PROBLEM TO SOLVE:
Leave out the pictures and restate the rest of the data exactly.

GIVEN INFORMATION:
- - -
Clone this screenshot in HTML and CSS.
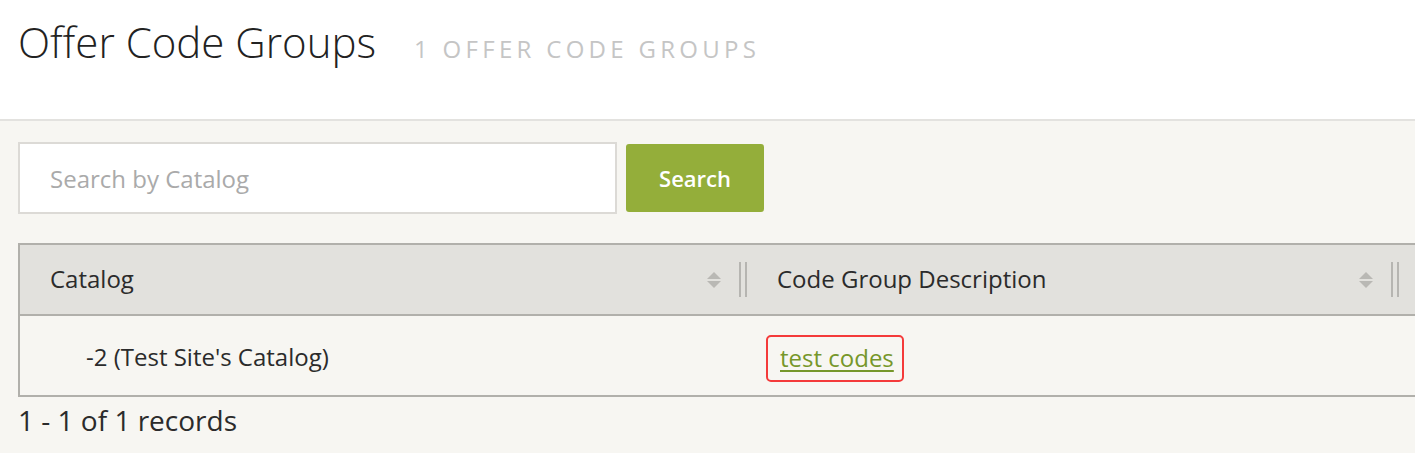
FILE: index.html
```html
<!DOCTYPE html>
<html lang="en">
<head>
<meta charset="utf-8">
<title>Offer Code Groups</title>
<link rel="stylesheet" href="styles.css">
</head>
<body>
<header class="page-header">
  <h1 class="page-title">Offer Code Groups</h1>
  <span class="page-count">1 Offer Code Groups</span>
</header>
<main class="content">
  <form class="search-bar" onsubmit="return false">
    <input class="search-input" type="text" placeholder="Search by Catalog">
    <button class="search-btn" type="submit">Search</button>
  </form>
  <div class="grid">
    <div class="grid-head">
      <div class="th col-catalog">
        <span class="th-label">Catalog</span>
        <span class="sort"><i class="up"></i><i class="down"></i></span>
        <span class="resizer"></span>
      </div>
      <div class="th col-desc">
        <span class="th-label">Code Group Description</span>
        <span class="sort"><i class="up"></i><i class="down"></i></span>
        <span class="resizer"></span>
      </div>
      <div class="th col-rest"></div>
    </div>
    <div class="grid-row">
      <div class="td col-catalog td-catalog">-2 (Test Site's Catalog)</div>
      <div class="td col-desc td-desc"><span class="highlight"><a class="link" href="#">test codes</a></span></div>
      <div class="td col-rest"></div>
    </div>
  </div>
  <div class="records">1 - 1 of 1 records</div>
</main>
</body>
</html>
```
FILE: styles.css
```css
html, body {
  margin: 0;
  padding: 0;
}
body {
  background: #f7f6f2;
  font-family: "Open Sans", "Liberation Sans", sans-serif;
  color: #333;
  overflow: hidden;
}
.page-header {
  background: #fff;
  height: 121px;
  border-bottom: 2px solid #e3e2df;
  display: flex;
  align-items: baseline;
  padding-left: 18px;
  box-sizing: border-box;
}
.page-title {
  margin: 0;
  font-weight: 300;
  font-size: 42px;
  line-height: 1;
  color: #222;
  padding-top: 21px;
}
.page-count {
  margin-left: 38px;
  text-transform: uppercase;
  font-size: 24px;
  letter-spacing: 4.3px;
  color: #c5c5c5;
  font-weight: 400;
}
.content {
  padding: 21px 0 0 18px;
}
.search-bar {
  display: flex;
  align-items: center;
  gap: 9px;
  margin: 0;
}
.search-input {
  width: 599px;
  height: 72px;
  box-sizing: border-box;
  border: 2px solid #dcdad6;
  background: #fff;
  padding: 0 30px;
  font-family: inherit;
  font-size: 24px;
  color: #333;
  outline: none;
}
.search-input::placeholder {
  color: #aaa;
}
.search-btn {
  width: 138px;
  height: 68px;
  border: none;
  border-radius: 3px;
  background: #94ae3a;
  color: #fff;
  font-family: inherit;
  font-size: 22px;
  font-weight: 600;
  cursor: pointer;
}
.grid {
  margin-top: 29px;
  width: 1440px;
  border: 2px solid #b1b0ab;
  border-right: none;
}
.grid-head, .grid-row {
  display: flex;
}
.grid-head {
  background: #e2e1dd;
  height: 69px;
  border-bottom: 2px solid #b1b0ab;
}
.grid-row {
  height: 79px;
}
.col-catalog { width: 727px; }
.col-desc { width: 652px; }
.col-rest { flex: 1; }
.th {
  display: flex;
  align-items: center;
  box-sizing: border-box;
  padding-left: 30px;
  padding-bottom: 3px;
  font-size: 24px;
  color: #2b2b2b;
}
.th-label { flex: 1; }
.sort {
  display: flex;
  flex-direction: column;
  gap: 2px;
  margin-right: 18px;
  margin-top: 3px;
}
.sort i {
  display: block;
  width: 0;
  height: 0;
  border-left: 7px solid transparent;
  border-right: 7px solid transparent;
}
.sort .up { border-bottom: 7px solid #b9b8b4; }
.sort .down { border-top: 7px solid #b9b8b4; }
.resizer {
  width: 8px;
  height: 35px;
  margin-top: 3px;
  box-sizing: border-box;
  border-left: 2px solid #b6b5b1;
  border-right: 2px solid #b6b5b1;
}
.td {
  display: flex;
  align-items: center;
  box-sizing: border-box;
  font-size: 24px;
  color: #2b2b2b;
  padding-top: 2px;
}
.td-catalog { padding-left: 66px; }
.td-desc { padding-left: 19px; padding-top: 5px; }
.highlight {
  display: inline-block;
  border: 2px solid #f43a3a;
  border-radius: 5px;
  padding: 4px 8px 6px 12px;
}
.link {
  color: #76972a;
  text-decoration: underline;
  text-underline-offset: 3px;
}
.records {
  margin-top: 4px;
  font-size: 28px;
  color: #2b2b2b;
}
```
- - -
EXERCISE OUTPUT:
Clone this screenshot in HTML and CSS.
FILE: index.html
```html
<!DOCTYPE html>
<html lang="en">
<head>
<meta charset="utf-8">
<title>Offer Code Groups</title>
<link rel="stylesheet" href="styles.css">
</head>
<body>
<header class="page-header">
  <h1 class="page-title">Offer Code Groups</h1>
  <span class="page-count">1 Offer Code Groups</span>
</header>
<main class="content">
  <form class="search-bar" onsubmit="return false">
    <input class="search-input" type="text" placeholder="Search by Catalog">
    <button class="search-btn" type="submit">Search</button>
  </form>
  <div class="grid">
    <div class="grid-head">
      <div class="th col-catalog">
        <span class="th-label">Catalog</span>
        <span class="sort"><i class="up"></i><i class="down"></i></span>
        <span class="resizer"></span>
      </div>
      <div class="th col-desc">
        <span class="th-label">Code Group Description</span>
        <span class="sort"><i class="up"></i><i class="down"></i></span>
        <span class="resizer"></span>
      </div>
      <div class="th col-rest"></div>
    </div>
    <div class="grid-row">
      <div class="td col-catalog td-catalog">-2 (Test Site's Catalog)</div>
      <div class="td col-desc td-desc"><span class="highlight"><a class="link" href="#">test codes</a></span></div>
      <div class="td col-rest"></div>
    </div>
  </div>
  <div class="records">1 - 1 of 1 records</div>
</main>
</body>
</html>
```
FILE: styles.css
```css
html, body {
  margin: 0;
  padding: 0;
}
body {
  background: #f7f6f2;
  font-family: "Open Sans", "Liberation Sans", sans-serif;
  color: #333;
  overflow: hidden;
}
.page-header {
  background: #fff;
  height: 121px;
  border-bottom: 2px solid #e3e2df;
  display: flex;
  align-items: baseline;
  padding-left: 18px;
  box-sizing: border-box;
}
.page-title {
  margin: 0;
  font-weight: 300;
  font-size: 42px;
  line-height: 1;
  color: #222;
  padding-top: 21px;
}
.page-count {
  margin-left: 38px;
  text-transform: uppercase;
  font-size: 24px;
  letter-spacing: 4.3px;
  color: #c5c5c5;
  font-weight: 400;
}
.content {
  padding: 21px 0 0 18px;
}
.search-bar {
  display: flex;
  align-items: center;
  gap: 9px;
  margin: 0;
}
.search-input {
  width: 599px;
  height: 72px;
  box-sizing: border-box;
  border: 2px solid #dcdad6;
  background: #fff;
  padding: 0 30px;
  font-family: inherit;
  font-size: 24px;
  color: #333;
  outline: none;
}
.search-input::placeholder {
  color: #aaa;
}
.search-btn {
  width: 138px;
  height: 68px;
  border: none;
  border-radius: 3px;
  background: #94ae3a;
  color: #fff;
  font-family: inherit;
  font-size: 22px;
  font-weight: 600;
  cursor: pointer;
}
.grid {
  margin-top: 29px;
  width: 1440px;
  border: 2px solid #b1b0ab;
  border-right: none;
}
.grid-head, .grid-row {
  display: flex;
}
.grid-head {
  background: #e2e1dd;
  height: 69px;
  border-bottom: 2px solid #b1b0ab;
}
.grid-row {
  height: 79px;
}
.col-catalog { width: 727px; }
.col-desc { width: 652px; }
.col-rest { flex: 1; }
.th {
  display: flex;
  align-items: center;
  box-sizing: border-box;
  padding-left: 30px;
  padding-bottom: 3px;
  font-size: 24px;
  color: #2b2b2b;
}
.th-label { flex: 1; }
.sort {
  display: flex;
  flex-direction: column;
  gap: 2px;
  margin-right: 18px;
  margin-top: 3px;
}
.sort i {
  display: block;
  width: 0;
  height: 0;
  border-left: 7px solid transparent;
  border-right: 7px solid transparent;
}
.sort .up { border-bottom: 7px solid #b9b8b4; }
.sort .down { border-top: 7px solid #b9b8b4; }
.resizer {
  width: 8px;
  height: 35px;
  margin-top: 3px;
  box-sizing: border-box;
  border-left: 2px solid #b6b5b1;
  border-right: 2px solid #b6b5b1;
}
.td {
  display: flex;
  align-items: center;
  box-sizing: border-box;
  font-size: 24px;
  color: #2b2b2b;
  padding-top: 2px;
}
.td-catalog { padding-left: 66px; }
.td-desc { padding-left: 19px; padding-top: 5px; }
.highlight {
  display: inline-block;
  border: 2px solid #f43a3a;
  border-radius: 5px;
  padding: 4px 8px 6px 12px;
}
.link {
  color: #76972a;
  text-decoration: underline;
  text-underline-offset: 3px;
}
.records {
  margin-top: 4px;
  font-size: 28px;
  color: #2b2b2b;
}
```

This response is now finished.